John Jancuska, head baseball coach (1978-present)— Jancuska has served UMBC as its head baseball coach for 32 seasons, the longest-tenured coach in school history. He has compiled over 660 victories, including 19 winning seasons. At the Division I level, he has been named a conference Coach of the Year in four different leagues. (1992-East Coast, 1993-Big South, 2000-Northeast, 2008-America East) During his tenure, UMBC has made three appearances in the NCAA Division II Tournament (1978, 1979, 1986) and two at the NCAA Division I level (1992, 2001). Jancuska is a former University of Delaware two-year starter and co-captain of the baseball team in his senior season of 1975. He was inducted into the Maryland State Association of Baseball Coaches Hall of Fame in 2000. The Sykesville, Md., resident has coached five All-Americans, four academic All-Americans and 17 student-athletes who have played professionally. He and his wife, Lee Ann, have three daughters and two grandchildren.  

Huguens Jean, track & field (1999-2003)—The undersized high jumper capped a brilliant career by placing fourth in the nation in the high jump at the 2003 NCAA Outdoor Championships. He holds school indoor records in the high jump and triple jump and an outdoor mark in the high jump at 2.22 meters (7’3.25”). That mark is believed to be the highest jump by any athlete competing in the state ofMaryland. Jean had placed 10th in the NCAA Indoor Championships in Fayetteville, Ark., three months prior to his performance outdoors.
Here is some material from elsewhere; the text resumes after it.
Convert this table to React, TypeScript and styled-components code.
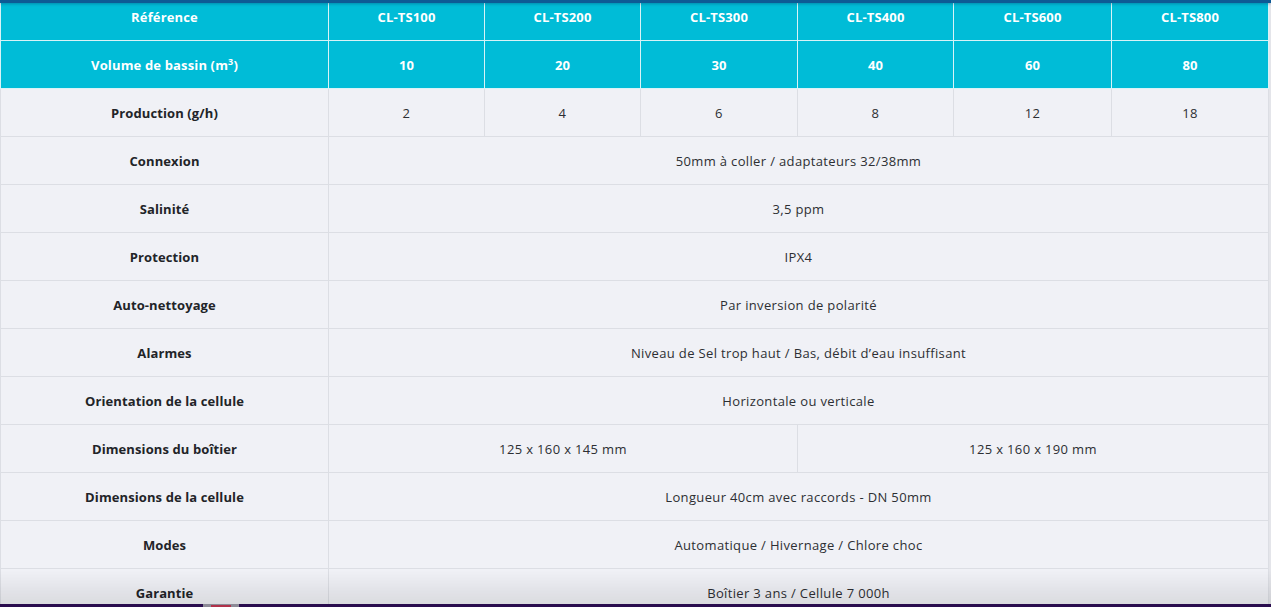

The Columbia, Md., native and Howard High School graduate was UMBC’s Outstanding Male Athlete in 2003 and was an Academic All-American in 2002 and 2003. He won the 2002 Northeast Conference high jump indoor and outdoor title, as well as the ECAC indoor title that same year.  

 

Ingrid Kilpe Huber, swimming & diving (1993-97)—Kilpe was UMBC’s Outstanding Female Athlete in the spring of 1997. She held the school record in the 200 individual medley until 2003 and was part of three relay teams which held school marks. The Columbia, Md., native and Centennial High Schoolgraduate won both the 100 fly and the 200 IM at the 1996 ECAC Championships. She won a pair of golds at Eastern Championships in the 100 and 200 butterfly events in 1995 after taking one gold at the 1994 championships. Kilpe also recorded multiple victories over ACC opponents, including Duke, N.C.State and Maryland.

 

Craig Linthicum, men’s lacrosse (1978-81)—Linthicum was a three-time All-American, earning Second-Team (1979) and First-Team (1980) honors at the NCAA Division II level and garnering Honorable Mention recognition at midfield in UMBC’s first Division I season in 1981. He amassed 74 goals and 28 assists for 102 total points in his career and collected 166 ground balls. The native ofCambridge, Md., produced his best season in the 1980 championship season, when he scored 24 goals and 33 points, both career bests, and collected 63 ground balls. His teams were a combined 37-17 with a national runner-up (1979) and national title (1980) to their credit.

 

Monica Logan, women’s basketball (1995-99)—Logan is UMBC’s all-time leading rebounder with 1,141 boards and 10.7 rebounds per game, and she ranks 16th all-time with 1,036 career points, making her one of just two players in school history (joining Hall of Famer Tammy McCarthy) to post both 1,000 points and 1,000 rebounds. Logan also ranks among UMBC’s all-time leaders in a number of other categories, including first in field goal percentage (.523/415-793), second in blocks (123) and starts (106), sixth in minutes (3,444) and 12th in assists (201). The native of College Park, Md., posted three of UMBC’s top 10 rebounding seasons, including the second-highest total ever, 364, as a senior, and her 13.5 rebounds per game that year led the nation and are a school record. Her 47 blocks that season are also UMBC’s top mark ever. Logan posted 20 rebounds in a game five times during her career. She was a member of the 1996 Big South All-Rookie Team, the 1997 All-Big South Second Team and All-Academic Team and the 1999 All-Northeast Conference First Team. Logan led the Big South Conference in rebounding twice and in blocked shots once. She also excelled in the classroom, double-majoring in social work and African-American studies.

 

Deanna Vecchio, softball, (1999-2002)—A shortstop for the softball team and a catalyst at the top of the lineup from 1999-2002, Vecchio was a career .353 hitter, a four-time All-Northeast Conference First-Team selection and the 2002 Northeast Conference Player of the Year. Vecchio holds UMBC’s all-time records in runs scored (179) and stolen bases (135) and ranks among UMBC’s career leaders in nearly every statistical category, including second in hits (258), fourth in triples (9) and at-bats (731), fifth in total bases (338), sixth in walks (61), on-base percentage (.404) and games played and started (215), seventh in average (.353), 10th in doubles (29) and extra-base hits (49) and 15th in home runs (11). Her 88 hits in 2002 are the second-most ever in a single season in UMBC history, and she batted .402 that season, ranking fourth all-time. The native of Matawan, N.J., also holds UMBC’s single-season record with 68 runs scored as a senior, and she is one of three players ever to steal 40 bases in a season. Vecchio put together a 26-game hitting streak in 2002, second-longest in UMBC history. She also earned National Fastpitch Coaches Association First-Team All-Region honors as a senior.